We previously told how the Cairngorm Mountain Rescue Team (CMRT) saved a person who had become stranded from their party.
Two people stranded in Glen Tilt also had to be escorted to safety after becoming stranded in heavy snow.
Full team call out last night at 17.30 for a climber who had become separate from their party. The climber was located in the boulder field of Coire an t-Sneachda very cold and suffering from exhaustion. pic.twitter.com/md5NkfB3Dr
— Cairngorm MRT (@cairngorm_mrt) December 31, 2023
Police Scotland’s national lead for mountain rescue Matt Smith said there were around 10 more rescues last month than in December 2022.
“It’s not so much the number. The severity of the rescue tends to be far greater in winter,” he told the BBC.
“Even in the last week, volunteer teams have been out for a huge amount of hours overnight to bring people off the hills.
“Winter seasons are always quieter than summer ones, but for us we’ve seen a number of significant events.”
At the start of December, rescuers searched avalanche debris on Ben Macdui in the Cairngorms following concerns casualties might be buried.

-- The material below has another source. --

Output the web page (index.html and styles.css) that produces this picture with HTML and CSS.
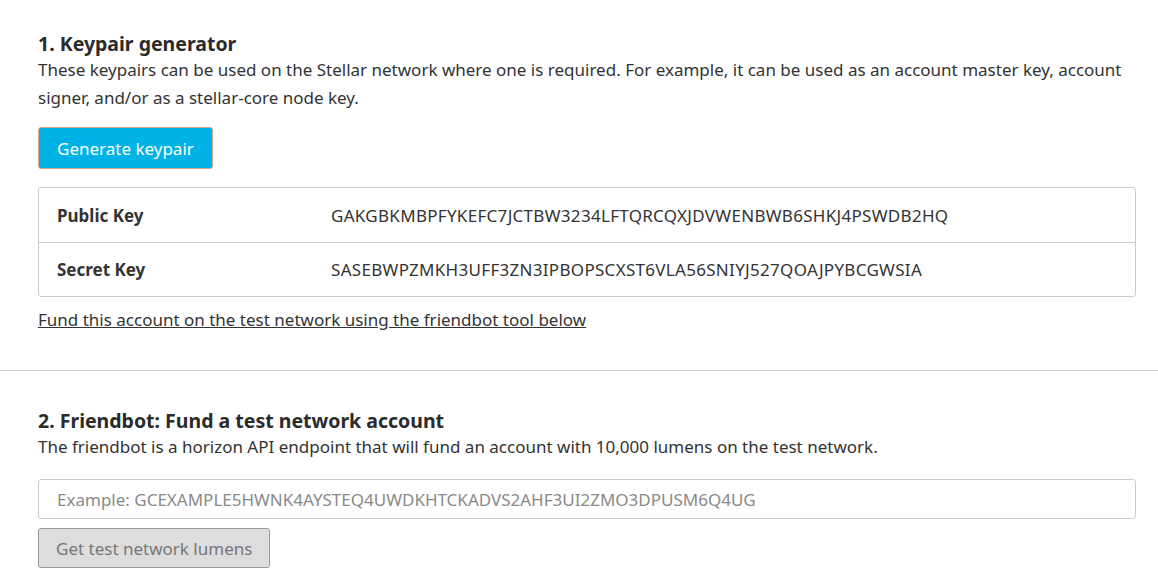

Smith said the extremes of weather and lack of daylight hampers rescue efforts and “make things really difficult”.
He added: “What the teams come up against is exactly what walkers or people that are venturing out will come up against.
“Mountain rescue teams have had to deploy in very challenging conditions, for long periods of time, to help people that have become injured or lost, or needed help.
“They face some really long, dark, cold nights to get these people off the hills.”
In 2022, there were 636 incidents and 843 call-outs on Scotland’s mountains, according to Scottish Mountain Rescue.
Smith continued: “The rescue teams in Scotland are incredible, the level of dedication and professionalism, it’s just second to none.
“They are there to help people, but it doesn’t mean that it’s easy, and it doesn’t mean that necessarily it’s enjoyable to go out into the wilds and extremes.
“Lots more people will be venturing because we’ve seen a huge increase across the summer, so they will be tempted to do so in winter.
“But they need to understand the consequences are far greater.”